Relying on credit cards to cover most needs is not a good decision. Many Americans, including those here in Long Island, New York, have filed for bankruptcy because of credit card debts. In fact, 32 percent of those who filed for bankruptcy cited credit card debt as the reason they did so; 13 percent said it was because of home foreclosure, and 12 percent said it was due to job loss.
For instance, a woman had to face overwhelming debt after finishing her Masters degree. She had used her credit card for her needs and ended up with thousands of credit card charges. She landed a job with an annual salary, allowing her to purchase a car to travel between home and work. However, her accumulation of credit card bills, car payments, and daily expenses resulted in overwhelming financial challenges.
It had been difficult for her to be current in paying her credit card bills and she accumulated $20,000 from interest and late fees. After losing her job, she sought the help of a bankruptcy lawyer, a courageous first step.
Low income, unemployment and credit card debts are the leading causes of bankruptcy filings. Around 64 percent of American consumers file for Chapter 7 bankruptcy or liquidation. Consumers prefer liquidation because it completely discharges unsecured debts without a payment plan.

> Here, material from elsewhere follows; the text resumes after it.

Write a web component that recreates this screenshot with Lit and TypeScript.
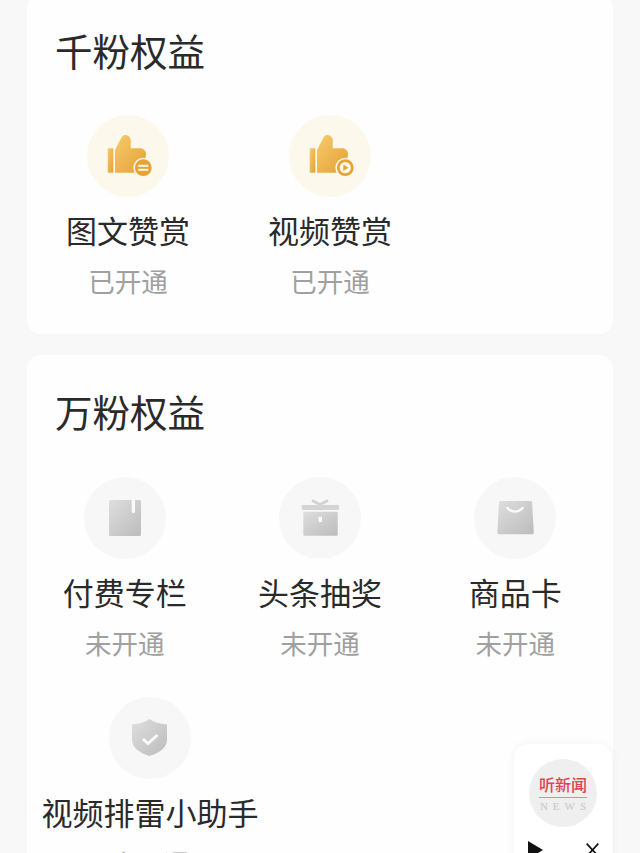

Although bankruptcy may have some implications on a person’s credit score, having a fresh financial start is very possible. An application for an FHA-approved home loan can be done after two years from filing Chapter 7.
One way to determine the eligibility for Chapter 7 is by inventorying all liquid assets and determining whether outgoing cash flows exceed the value of the assets. If it does, debt relief options are viable.